The plan then was to check how far into mix_buf the kernel is each frame, and if there is still time in the frame, fill all the way to right behind there(the sample just output, possibly more than 262 samples moved per frame then). This should hopefully help accelerate progress ahead in otherwise wasted time, to help on following frames where SD card "spool up time" and a read are required. A more complex multipart pre-spool vefore user code might be better...haven't thought that through yet. Would seem to break user code ability to access SPI RAM, which is almost certainly required to make up for buffer loss.
The other important component is that mix_buf isn't a dedicated array, but a user adjustable pointer.

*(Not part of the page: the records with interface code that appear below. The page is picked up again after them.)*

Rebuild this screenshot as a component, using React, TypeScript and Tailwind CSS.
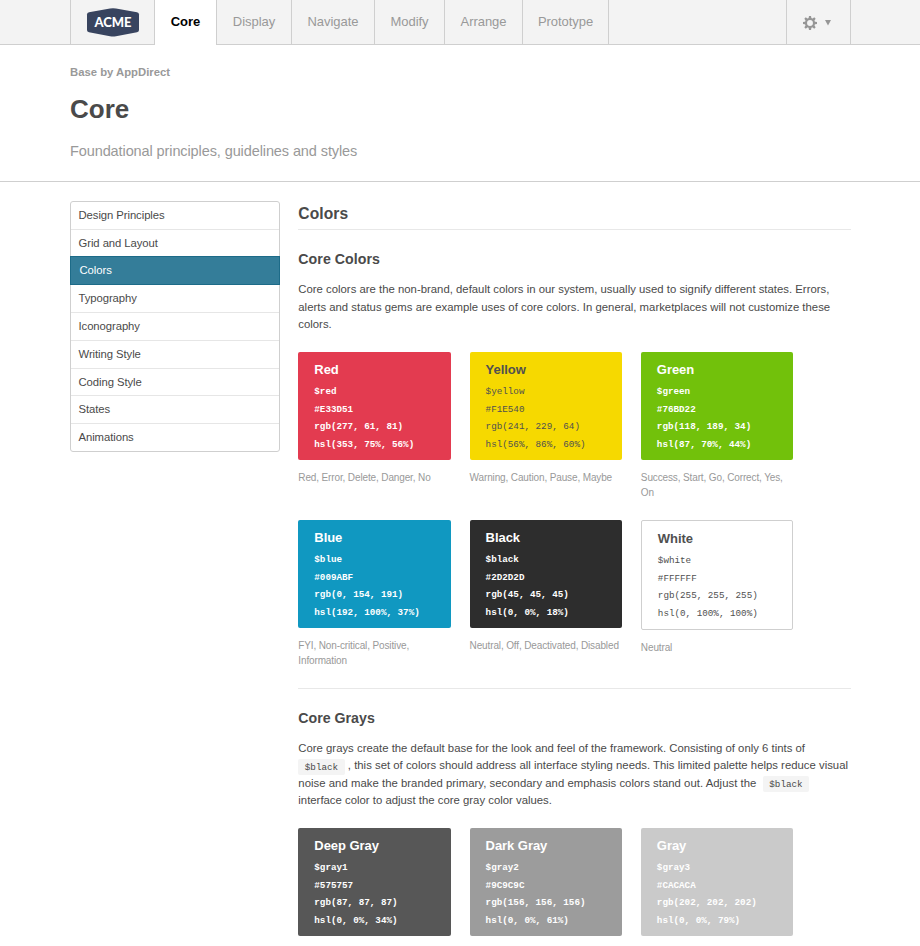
import React from "react";

type Swatch = {
  name: string;
  lines: string[];
  box: string;
  light?: boolean;
  note?: string;
};

const tabs = [
  { label: "Display", width: "w-[75px]" },
  { label: "Navigate", width: "w-[83px]" },
  { label: "Modify", width: "w-[70px]" },
  { label: "Arrange", width: "w-[78px]" },
  { label: "Prototype", width: "w-[86px]" },
];

const menu = [
  "Design Principles",
  "Grid and Layout",
  "Colors",
  "Typography",
  "Iconography",
  "Writing Style",
  "Coding Style",
  "States",
  "Animations",
];

const coreColors: Swatch[] = [
  { name: "Red", lines: ["$red", "#E33D51", "rgb(277, 61, 81)", "hsl(353, 75%, 56%)"], box: "bg-[#e33b50]", note: "Red, Error, Delete, Danger, No" },
  { name: "Yellow", lines: ["$yellow", "#F1E540", "rgb(241, 229, 64)", "hsl(56%, 86%, 60%)"], box: "bg-[#f6d900]", light: true, note: "Warning, Caution, Pause, Maybe" },
  { name: "Green", lines: ["$green", "#76BD22", "rgb(118, 189, 34)", "hsl(87, 70%, 44%)"], box: "bg-[#72c10b]", note: "Success, Start, Go, Correct, Yes, On" },
  { name: "Blue", lines: ["$blue", "#009ABF", "rgb(0, 154, 191)", "hsl(192, 100%, 37%)"], box: "bg-[#1098c1]", note: "FYI, Non-critical, Positive, Information" },
  { name: "Black", lines: ["$black", "#2D2D2D", "rgb(45, 45, 45)", "hsl(0, 0%, 18%)"], box: "bg-[#2d2d2d]", note: "Neutral, Off, Deactivated, Disabled" },
  { name: "White", lines: ["$white", "#FFFFFF", "rgb(255, 255, 255)", "hsl(0, 100%, 100%)"], box: "bg-white border border-[#cfcfcf]", light: true, note: "Neutral" },
];

const grays: Swatch[] = [
  { name: "Deep Gray", lines: ["$gray1", "#575757", "rgb(87, 87, 87)", "hsl(0, 0%, 34%)"], box: "bg-[#575757]" },
  { name: "Dark Gray", lines: ["$gray2", "#9C9C9C", "rgb(156, 156, 156)", "hsl(0, 0%, 61%)"], box: "bg-[#9c9c9c]" },
  { name: "Gray", lines: ["$gray3", "#CACACA", "rgb(202, 202, 202)", "hsl(0, 0%, 79%)"], box: "bg-[#cacaca]" },
];

const mono = "font-['Liberation_Mono','Courier_New',monospace]";

function Card({ swatch }: { swatch: Swatch }) {
  return (
    <div>
      <div
        className={`rounded-[2px] px-4 pt-[7.5px] pb-[7px] ${swatch.box} ${swatch.light ? "text-[#505050]" : "text-white"}`}
      >
        <h4 className="h-[23.5px] text-[13px] leading-5 font-bold tracking-[-0.05px]">{swatch.name}</h4>
        {swatch.lines.map((line) => (
          <div
            key={line}
            className={`${mono} text-[9.25px] leading-[17.5px] whitespace-nowrap ${swatch.light ? "" : "font-bold"}`}
          >
            {line}
          </div>
        ))}
      </div>
      {swatch.note && (
        <p className="mt-[10px] text-[10px] leading-[15px] tracking-[-0.13px] text-[#999]">{swatch.note}</p>
      )}
    </div>
  );
}

function Code() {
  return (
    <code className={`${mono} rounded-[2px] bg-[#f4f4f4] px-[6.5px] py-[2.5px] text-[9.25px] leading-none`}>$black</code>
  );
}

function Gear() {
  const teeth = [0, 45, 90, 135, 180, 225, 270, 315];
  return (
    <svg width="14" height="14" viewBox="0 0 14 14" fill="#969696" className="mt-px">
      {teeth.map((a) => (
        <path key={a} d="M5.4 3.2 6 0H8L8.6 3.2Z" transform={`rotate(${a} 7 7)`} />
      ))}
      <circle cx="7" cy="7" r="4" fill="none" stroke="#969696" strokeWidth="2.1" />
    </svg>
  );
}

export default function App() {
  return (
    <div className="h-[946px] w-[920px] overflow-hidden bg-white font-['Liberation_Sans',Arial,sans-serif] text-[#4a4a4a]">
      <header className="flex h-[45px] bg-[#f3f3f3] text-[13px] text-[#999]">
        <div className="w-[70px] border-b border-[#cfcfcf]" />
        <div className="flex w-[85px] justify-center border-x border-b border-[#cfcfcf] pt-2">
          <svg width="54" height="29" viewBox="0 0 54 29">
            <path d="M3 4.3 24 .5Q27 0 30 .5L51 4.3Q53 4.8 53 6.5V22Q53 23.8 51 24.3L30 28.3Q27 28.8 24 28.3L3 24.3Q1 23.8 1 22V6.5Q1 4.8 3 4.3Z" fill="#38445f" />
            <text x="8.5" y="19" fill="white" fontFamily="Lato, sans-serif" fontSize="12.8" fontWeight="900" textLength="37" lengthAdjust="spacingAndGlyphs">ACME</text>
          </svg>
        </div>
        <div className="w-[61px] bg-white pt-3 text-center leading-5 font-bold text-black">Core</div>
        <nav className="flex border-b border-l border-[#cfcfcf] tracking-[-0.05px]">
          {tabs.map((tab) => (
            <div key={tab.label} className={`border-r border-[#cfcfcf] pt-3 text-center leading-5 ${tab.width}`}>
              {tab.label}
            </div>
          ))}
        </nav>
        <div className="flex-1 border-b border-[#cfcfcf]" />
        <div className="flex w-[65px] items-center gap-[7.5px] border-x border-b border-[#cfcfcf] pl-4">
          <Gear />
          <svg width="6" height="6" viewBox="0 0 6 6" className="mt-px">
            <path d="M0 0H6L3 5.5Z" fill="#969696" />
          </svg>
        </div>
        <div className="w-[69px] border-b border-[#cfcfcf]" />
      </header>

      <section className="h-[137px] border-b border-[#cfcfcf] pt-[19px] pl-[70px]">
        <p className="text-[11.3px] leading-[17px] font-bold text-[#999]">Base by AppDirect</p>
        <h1 className="mt-3 text-[26px] leading-8 font-bold">Core</h1>
        <p className="mt-4 text-[14.5px] leading-5 tracking-[-0.1px] text-[#999]">Foundational principles, guidelines and styles</p>
      </section>

      <div className="flex pt-[19px] pl-[70px]">
        <aside className="w-[209.5px] shrink-0 self-start rounded-[3px] border border-[#cfcfcf] text-[11.3px] tracking-[-0.07px]">
          {menu.map((item) =>
            item === "Colors" ? (
              <div key={item} className="-mx-px -mt-[1.25px] h-[29px] border border-[#1d6b88] bg-[#347d99] px-[8.5px] leading-[27px] text-white">
                {item}
              </div>
            ) : (
              <div key={item} className="h-[27.75px] border-b border-[#e6e6e6] px-[7.5px] leading-[27px] last:h-[26.75px] last:border-b-0">
                {item}
              </div>
            )
          )}
        </aside>

        <main className="ml-[18.8px] w-[552.5px]">
          <h2 className="h-[29px] border-b border-[#e8e8e8] pt-px text-[15.6px] leading-[23px] font-bold tracking-[0.08px]">Colors</h2>
          <section>
            <h3 className="mt-[18px] text-[14.2px] leading-[22px] font-bold tracking-[0.05px]">Core Colors</h3>
            <p className="mt-[11px] text-[11.34px] leading-[17.5px] tracking-[0.01px]">
              Core colors are the non-brand, default colors in our system, usually used to signify different states. Errors,
              <br />
              alerts and status gems are example uses of core colors. In general, marketplaces will not customize these
              <br />
              colors.
            </p>
            <div className="mt-[18.5px] grid grid-cols-[152.4px_152.4px_152.4px] gap-x-[18.9px] gap-y-5">
              {coreColors.map((swatch) => (
                <Card key={swatch.name} swatch={swatch} />
              ))}
            </div>
          </section>
          <section className="mt-5 border-t border-[#e8e8e8]">
            <h3 className="mt-[18px] text-[14.2px] leading-[22px] font-bold">Core Grays</h3>
            <p className="mt-[10.5px] text-[11.34px] leading-[17.5px] tracking-[0.01px]">
              Core grays create the default base for the look and feel of the framework. Consisting of only 6 tints of
              <br />
              <Code /> , this set of colors should address all interface styling needs. This limited palette helps reduce visual
              <br />
              <span className="tracking-[0.035px]">noise and make the branded primary, secondary and emphasis colors stand out. Adjust the&nbsp; </span><Code />
              <br />
              interface color to adjust the core gray color values.
            </p>
            <div className="mt-[18.5px] grid grid-cols-[152.4px_152.4px_152.4px] gap-x-[18.9px]">
              {grays.map((swatch) => (
                <Card key={swatch.name} swatch={swatch} />
              ))}
            </div>
          </section>
        </main>
      </div>
    </div>
  );
}
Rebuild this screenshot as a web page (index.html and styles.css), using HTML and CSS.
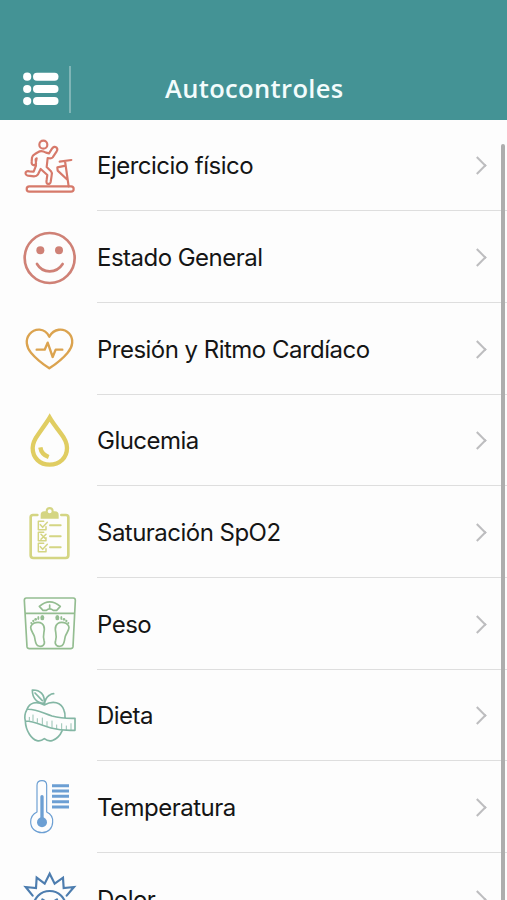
FILE: index.html
```html
<!DOCTYPE html>
<html lang="es">
<head>
<meta charset="utf-8">
<title>Autocontroles</title>
<link rel="stylesheet" href="styles.css">
</head>
<body>
<div class="screen">
  <header class="header">
    <svg class="menu" viewBox="0 0 36 34"><g fill="currentColor"><circle cx="4.2" cy="4.7" r="4.1"/><rect x="10" y="0.7" width="25.5" height="8" rx="4"/><circle cx="4.2" cy="17" r="4.1"/><rect x="10" y="13" width="25.5" height="8" rx="4"/><circle cx="4.2" cy="29.1" r="4.1"/><rect x="10" y="25.1" width="25.5" height="8" rx="4"/></g></svg>
    <span class="divider"></span>
    <h1 class="title">Autocontroles</h1>
  </header>
  <main class="list">
    <div class="row">
      <svg class="icon exercise" viewBox="0 0 240 240">
        <circle cx="100" cy="56" r="12"/>
        <path d="M85 78Q94 72 108 80L117 82L126 68Q132 59 140 65Q144 69 140 76L128 94Q124 99 113 96L110 123L123 136Q127 140 125 148L122 168Q120 176 112 173Q108 171 110 161L112 147L92 129L84 145Q80 151 72 151L54 149Q45 147 47 139Q50 134 58 136L71 137L78 119Q76 112 80 97L77 100L78 112Q76 119 69 117Q64 115 65 107L66 95Q67 88 75 84Z"/>
        <rect x="50" y="181" width="141" height="16" rx="8"/>
        <path d="M149 107L184 102M165 105L176 181M167 119L142 124L143 134L173 162"/>
      </svg>
      <span class="label">Ejercicio físico</span>
    </div>
    <div class="row">
      <svg class="icon mood" viewBox="0 0 240 240">
        <circle cx="119" cy="120" r="75"/><circle class="solid" cx="91" cy="97" r="12"/><circle class="solid" cx="147" cy="97" r="12"/><path d="M81 138Q94 160 119 160Q144 160 158 138"/>
      </svg>
      <span class="label">Estado General</span>
    </div>
    <div class="row">
      <svg class="icon heart" viewBox="0 0 240 240">
        <path d="M118 83C104 55 74 57 59 75C45 92 49 115 63 131Q82 154 118 178Q154 154 173 131C189 113 192 90 177 73C160 56 132 58 118 83Z"/><path d="M80 122H104L113 101L128 144L137 122H157"/>
      </svg>
      <span class="label">Presión y Ritmo Cardíaco</span>
    </div>
    <div class="row">
      <svg class="icon drop" viewBox="0 0 240 240">
        <path d="M119 50Q112 62 86 98Q68 122 68 141C68 171 90 191 119 191C149 191 171 170 171 141Q171 121 153 98Q127 64 119 50Z"/><path d="M91 139Q94 160 116 168"/>
      </svg>
      <span class="label">Glucemia</span>
    </div>
    <div class="row">
      <svg class="icon clipboard" viewBox="0 0 240 240">
        <path class="frame" d="M82 66H69Q62 66 62 73V187Q62 195 70 195H167Q175 195 175 187V73Q175 66 168 66H154"/>
        <path class="solid" fill-rule="evenodd" d="M92 77V66Q92 55 103 55H107Q107 42 119 42Q131 42 131 55H135Q146 55 146 66V77ZM119 49A6 6 0 1 0 119 61A6 6 0 1 0 119 49Z"/>
        <path d="M101 85H85V110H108V101M91 95L98 103L112 88M101 118H85V143H108V134M93 124L108 139M108 124L93 139M101 151H85V176H108V167M91 161L98 169L112 154"/><path class="lines" d="M120 97H152M120 130H152M120 163H152"/>
      </svg>
      <span class="label">Saturación SpO2</span>
    </div>
    <div class="row">
      <svg class="icon scale" viewBox="0 0 240 240">
        <path d="M49 42H190Q196 42 196 49L189 188Q188 194 182 194H58Q52 194 51 188L43 49Q43 42 49 42ZM46 88H193"/>
        <path d="M88 67Q119 40 151 67L140 79H130Q119 70 109 79H99ZM119 63V74"/>
        <path d="M77 116C92 112 104 121 103 136C102 148 98 155 102 169C107 183 96 189 86 186C75 183 77 171 73 157C70 147 62 141 62 130Q64 119 77 116Z"/>
        <path d="M162 116C147 112 135 121 136 136C137 148 141 155 137 169C132 183 143 189 153 186C164 183 162 171 166 157C169 147 177 141 177 130Q175 119 162 116Z"/>
        <g class="solid"><ellipse cx="97" cy="101" rx="6" ry="8"/><ellipse cx="85" cy="102" rx="3" ry="6"/><circle cx="77" cy="106" r="4"/><circle cx="70" cy="111" r="3.5"/><circle cx="64" cy="117" r="3"/><ellipse cx="142" cy="101" rx="6" ry="8"/><ellipse cx="154" cy="102" rx="3" ry="6"/><circle cx="162" cy="106" r="4"/><circle cx="169" cy="111" r="3.5"/><circle cx="175" cy="117" r="3"/></g>
      </svg>
      <span class="label">Peso</span>
    </div>
    <div class="row">
      <svg class="icon apple" viewBox="0 0 240 240">
        <path d="M51 100C59 80 78 74 103 87C128 73 154 78 162 103Q166 112 165 124M46 135C47 166 66 190 81 194Q92 197 103 188Q114 197 126 194C141 189 151 177 157 163M46 135Q41 118 51 100C77 98 100 112 126 120Q155 128 195 127V163Q155 165 123 156C94 148 74 136 46 135M103 87Q105 66 118 58Q124 53 131 53M103 82C81 81 67 67 67 42C90 41 105 55 103 82M75 51L97 74"/>
        <path class="ticks" d="M58 133V124M69 134V117M82 139V128M97 145V126M111 149V137M126 154V135M140 158V147M155 160V143M169 161V150M183 161V143"/>
      </svg>
      <span class="label">Dieta</span>
    </div>
    <div class="row">
      <svg class="icon thermo" viewBox="0 0 240 240">
        <path class="tube" d="M81 132V52Q81 38 96 38Q110 38 110 52V132C123 138 129 149 128 162C128 181 114 194 96 194C77 194 62 181 62 162Q62 141 81 132Z"/>
        <circle class="solid" cx="96" cy="163" r="15"/><path class="mercury" d="M96 160V86"/><path class="bars" d="M126 53H177M126 69H177M126 85H177M126 101H177M126 117H177"/>
      </svg>
      <span class="label">Temperatura</span>
    </div>
    <div class="row">
      <svg class="icon pain" viewBox="0 0 240 240">
        <path d="M68 110L47 84L78 87L80 56L104 74L119 44L134 74L159 56L161 87L192 84L170 110"/><circle cx="119" cy="145" r="49"/><path d="M97 121L108 128M141 121L130 128"/>
      </svg>
      <span class="label">Dolor</span>
    </div>
  </main>
  <div class="scrollbar"></div>
</div>
</body>
</html>
```
FILE: styles.css
```css
* { box-sizing: border-box; }
html, body { margin: 0; height: 100%; overflow: hidden; }
body { background: #fdfdfd; font-family: Inter, "Liberation Sans", sans-serif; color: #151515; }
.screen { position: relative; height: 900px; overflow: hidden; }
.header {
  display: flex;
  align-items: center;
  height: 119.5px;
  padding: 59px 0 0 23px;
  background: #449395;
  color: #fff;
}
.menu { width: 36px; height: 34px; flex: none; }
.divider { width: 2px; height: 47px; margin-left: 10px; background: #7fb5b6; flex: none; }
.title {
  flex: 1;
  margin: 0 69px 2px 94px;
  font: 600 25.5px/36px "Open Sans", sans-serif;
  letter-spacing: 0.35px;
  color: #f3fcfc;
  white-space: nowrap;
}
.row {
  display: flex;
  align-items: center;
  height: 91.7px;
  padding-left: 10px;
}
.icon {
  width: 80px;
  height: 80px;
  margin-top: 1px;
  flex: none;
  fill: none;
  stroke: currentColor;
  stroke-width: 6.5;
  stroke-linecap: round;
  stroke-linejoin: round;
}
.icon .solid { fill: currentColor; stroke: none; }
.label {
  flex: 1;
  display: flex;
  align-items: center;
  height: 100%;
  margin-left: 7px;
  padding-top: 2px;
  border-bottom: 1px solid #dedede;
  font-size: 24px;
  letter-spacing: -0.52px;
}
.label::after {
  content: "";
  width: 11px;
  height: 11px;
  margin: 0 23px 0 auto;
  border: solid #bdbdbf;
  border-width: 2.5px 2.5px 0 0;
  transform: rotate(45deg);
}
.exercise { color: #d6796a; }
.mood { color: #cf8176; stroke-width: 8; }
.heart { color: #dba34f; stroke-width: 7; }
.drop { color: #e0cd62; stroke-width: 13; stroke-linecap: butt; stroke-linejoin: miter; }
.clipboard { color: #d4d583; stroke-width: 4.5; }
.clipboard .frame { stroke-width: 8; }
.clipboard .lines { stroke-width: 6; }
.scale { color: #94bd91; stroke-width: 5; }
.apple { color: #83b6a4; stroke-width: 5; }
.apple .ticks { stroke-width: 2.5; }
.thermo { color: #6c9fd3; }
.thermo .tube { stroke-width: 3.5; }
.thermo .mercury { stroke-width: 10; }
.thermo .bars { stroke-width: 9; stroke-linecap: butt; }
.pain { color: #4d7daf; stroke-width: 6.5; stroke-linejoin: miter; }
.scrollbar {
  position: absolute;
  top: 144px;
  right: 2px;
  bottom: -10px;
  width: 4px;
  border-radius: 2px;
  background: #adadad;
}
```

From a Mode 3 perspective, this would allow clever use of SetUserRamTiles() in conjunction with the mixer knowing if it is about to read SD or not.
The above would allow a variable length sound buffer to increase or decrease in size, based on load. This would mean on heavier frames, more ram_tiles are used as mix_buf so we don't run out of samples. That has the nice automatic feature that less ram_tiles are blit that frame, allowing an automatic catchup while still delivering max ram_tiles when it can. Not sure what will work, maybe a start and stop pointer, and hsync code could output 0x80 if it runs out. User code would need to update the start, before the stop point was reached.